I also went to two support groups for the first time. At Divabetics, here in New York City, I met Phyllis. I liked her right away. As we went around the room giving our two minute introduction she said, “I got juvenile diabetes at 58, now go figure!” I loved  her spunk and sense of humor. 

Yet below the kidding, she was having a tough time. A few years with diabetes, she was confused, carb counting was hard and she was more than annoyed with the difficulty regulating her blood sugar. And Phyllis was working hard at putting all the pieces together: visits to her doctor and educator, reading web sites, talking to others. Sometimes the pieces don’t interlock the way we expect. Case in point: several months ago three of usDiva-betics spent a weekend at Phyllis’s country house. It was an unintended, non-stop, Diabetes 101 workshop. “What’s your blood sugar?” “98,” “You’re kidding, we ate the same lunch how could I be 250!” “You’re kidding, you only need 1/2 a unit for that bowl of cereal?” “Let’s go take a walk, my sugar’s 198 and I want to get it down.” “No way, I think I’m going low. S__t, 45! Where’s the candy?” It was like a version of that old TV show with Beatrice Arthur, Betty White and Rue McClanahan, only ours would be called, ‘The Diabetic Girls.’ Maybe that will be us in our golden years.

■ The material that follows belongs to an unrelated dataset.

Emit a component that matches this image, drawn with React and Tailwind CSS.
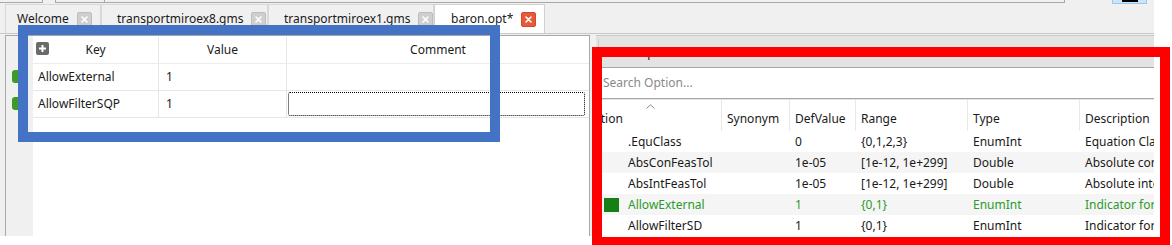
import React from 'react';

const font = { fontFamily: '"Noto Sans", "Open Sans", sans-serif' };

const CloseBox = ({ active }) => (
  <span
    className={`w-[15px] h-[15px] flex items-center justify-center rounded-[2px] border ${
      active ? 'bg-[#e45a3b] border-[#d9472a]' : 'bg-[#cfcfcf] border-[#bdbdbd]'
    }`}
  >
    <svg width="7" height="7" viewBox="0 0 7 7">
      <path d="M1 1L6 6M6 1L1 6" stroke="#fff" strokeWidth="1.6" strokeLinecap="round" />
    </svg>
  </span>
);

const Tab = ({ label, width, pad, active }) => (
  <div
    className={`h-full flex items-center gap-2 border-t border-l border-r ${
      active ? 'bg-white border-[#d0d0d0] h-[28px]' : 'bg-[#f0f0f0] border-[#d9d9d9] h-[26px]'
    }`}
    style={{ width, paddingLeft: pad }}
  >
    <span className="text-[12px] text-[#1a1a1a] leading-none">{label}</span>
    <CloseBox active={active} />
  </div>
);

const optionRows = [
  { name: '.EquClass', def: '0', range: '{0,1,2,3}', type: 'EnumInt', desc: 'Equation Class' },
  { name: 'AbsConFeasTol', def: '1e-05', range: '[1e-12, 1e+299]', type: 'Double', desc: 'Absolute constraint' },
  { name: 'AbsIntFeasTol', def: '1e-05', range: '[1e-12, 1e+299]', type: 'Double', desc: 'Absolute integrality' },
  { name: 'AllowExternal', def: '1', range: '{0,1}', type: 'EnumInt', desc: 'Indicator for', used: true },
  { name: 'AllowFilterSD', def: '1', range: '{0,1}', type: 'EnumInt', desc: 'Indicator for' },
];

const cols = 'grid grid-cols-[126px_68px_66px_112px_112px_160px]';

export default function App() {
  return (
    <div className="relative w-[1172px] h-[245px] bg-white overflow-hidden" style={font}>
      <div className="w-[1154px] h-[236px] bg-[#f0f0f0] flex flex-col">
        {/* strip of the widgets above */}
        <div className="h-[4px] flex items-start">
          <div className="w-[43px] h-[3px] border-b border-r border-[#a8a8a8]" />
          <div className="w-[50px] h-[3px] ml-[12px] border-b border-l border-r border-[#a8a8a8]" />
          <div className="w-[960px] h-[3px] border-b border-r border-[#a8a8a8]" />
          <div className="w-[35px] h-[4px] ml-[47px] bg-[#cce4f7] border-l border-r border-b border-[#99c8ef] flex justify-center">
            <div className="w-[16px] h-[2px] bg-black" />
          </div>
        </div>

        {/* tab bar */}
        <div className="h-[30px] flex items-end pl-[5px] border-b border-[#c8c8c8]">
          <Tab label="Welcome" width={96} pad={11} />
          <Tab label="transportmiroex8.gms" width={167} pad={15} />
          <Tab label="transportmiroex1.gms" width={166} pad={15} />
          <Tab label="baron.opt*" width={111} pad={16} active />
        </div>

        <div className="flex-1 flex pl-[5px] pt-[1px]">
          {/* left: edited options */}
          <div className="w-[585px] flex border-l border-r border-t border-[#a8a8a8]">
            <div className="w-[27px] bg-[#f0f0f0] pt-[34px] pl-[6px] flex flex-col gap-[14px]">
              <div className="w-[12px] h-[13px] rounded-[3px] bg-[#3e9b2b]" />
              <div className="w-[12px] h-[13px] rounded-[3px] bg-[#3e9b2b]" />
            </div>
            <div className="flex-1 bg-white pt-[1px] text-[12px] text-[#1a1a1a]">
              <div className="grid grid-cols-[126px_128px_1fr] h-[27px] border-b border-[#ececec]">
                <div className="relative flex items-center justify-center border-r border-[#e6e6e6]">
                  <span className="absolute left-[3px] top-[5px] w-[13px] h-[13px] rounded-[2px] bg-[#6a6a6a] flex items-center justify-center">
                    <svg width="9" height="9" viewBox="0 0 9 9">
                      <path d="M4.5 1v7M1 4.5h7" stroke="#fff" strokeWidth="2" />
                    </svg>
                  </span>
                  Key
                </div>
                <div className="flex items-center justify-center border-r border-[#e6e6e6]">Value</div>
                <div className="flex items-center justify-center">Comment</div>
              </div>
              <div className="grid grid-cols-[126px_128px_1fr] h-[27px] border-b border-[#e6e6e6]">
                <div className="flex items-center pl-[5px] border-r border-[#e6e6e6]">AllowExternal</div>
                <div className="flex items-center pl-[7px] border-r border-[#e6e6e6]">1</div>
                <div />
              </div>
              <div className="grid grid-cols-[126px_128px_1fr] h-[27px] border-b border-[#e6e6e6]">
                <div className="flex items-center pl-[5px] border-r border-[#e6e6e6]">AllowFilterSQP</div>
                <div className="flex items-center pl-[7px] border-r border-[#e6e6e6]">1</div>
                <div className="p-[1px] pr-[4px]">
                  <div className="h-full border border-dotted border-black rounded-[2px]" />
                </div>
              </div>
            </div>
          </div>

          {/* right: all options */}
          <div className="w-[558px] ml-[6px] flex flex-col bg-[#e3e3e3] border-t border-[#c8c8c8] overflow-hidden">
            <div className="h-[31px] flex items-end pl-[2px]">
              <div className="h-[28px] pl-[22px] flex items-center border-l border-[#c8c8c8] text-[12px] text-[#1a1a1a]">
                All Options
              </div>
            </div>
            <div className="h-[32px] bg-white border-y border-[#a8a8a8] flex items-center pl-[7px] text-[12px] text-[#8a8a8a]">
              Search Option...
            </div>
            <div className="flex-1 bg-white text-[12px] text-[#1a1a1a] mt-[1px]">
              <div className={`${cols} h-[31px]`}>
                <div className="relative flex items-center border-r border-[#e8e8e8]">
                  <svg className="absolute left-[50px] top-[4px]" width="9" height="5" viewBox="0 0 9 5">
                    <path d="M0.5 4.5L4.5 0.8L8.5 4.5" fill="none" stroke="#8a8a8a" strokeWidth="1" />
                  </svg>
                  <span className="ml-[-12px] pt-[6px]">Option</span>
                </div>
                {['Synonym', 'DefValue', 'Range', 'Type', 'Description'].map((h) => (
                  <div key={h} className="flex items-center pl-[5px] pt-[6px] border-r border-[#e8e8e8]">
                    {h}
                  </div>
                ))}
              </div>
              {optionRows.map((r, i) => (
                <div
                  key={r.name}
                  className={`${cols} h-[21px] items-center whitespace-nowrap ${
                    i % 2 === 1 ? 'bg-[#f5f5f5]' : 'bg-white'
                  } ${r.used ? 'text-[#2b9a2b]' : ''}`}
                >
                  <div className="flex items-center pl-[8px]">
                    <span className={`w-[15px] h-[14px] mr-[9px] ${r.used ? 'bg-[#168016]' : ''}`} />
                    {r.name}
                  </div>
                  <div />
                  <div className="pl-[5px]">{r.def}</div>
                  <div className="pl-[5px]">{r.range}</div>
                  <div className="pl-[5px]">{r.type}</div>
                  <div className="pl-[5px]">{r.desc}</div>
                </div>
              ))}
            </div>
          </div>
        </div>
      </div>

      {/* annotation boxes drawn over the screenshot */}
      <div className="absolute left-[18px] top-[25px] w-[482px] h-[117px] border-[10px] border-[#4472c4]" />
      <div className="absolute left-[592px] top-[47px] w-[578px] h-[200px] border-[10px] border-[#ff0000]" />
    </div>
  );
}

But then I think it’s better to enjoy our golden years now, in a stream of golden days. So last week Phyllis and I gathered to celebrate my birthday and her fifth year anniversary living with diabetes. It was she who merrily made the suggestion. Today Phyllis not only talks intelligently about carb counting, Smylin, pumping, etc, she’s one of the women-behind-the-man at Divabetics, and she’s helping others newly diagnosed get their hands around managing diabetes. Next week she’s accompanying a “newbie” to coach her through her doctor visit.

Living with diabetes is a process. You don’t wake up one day and know it all. Gosh knows, I didn’t. But you could wake up one morning and “get it.” In other words, see there is a gift in having diabetes. The road to there though will come with much learning, trial and error, bumping into yourself, your mistakes, lucky accidents, big-headedness, empty-headedness, and all the teachers out there who have proceeded you. Then 1 year later, 5 years, 10 or 20 years later, you’re the veteran helping someone else. You have shed your old skin, transformed into a newer you, and discovered part of the secret living with diabetes is making every day as golden as it can be.

Were we celebrating having diabetes? No. But we can all celebrate having the courage and humor to responsibly make diabetes part of our lives and enjoy the  things, other than the tsouris (stress), that diabetes brings into our lives. Like a new friend with a really wicked tongue.

So that’s the book I gave Phyllis, (photo) a compilation of personal stories from Diabetes Forecast magazine. Just some light reading for the bus. Meanwhile Phyllis gave me two hours of laughs, kinship and our birthday/anniversary lunch.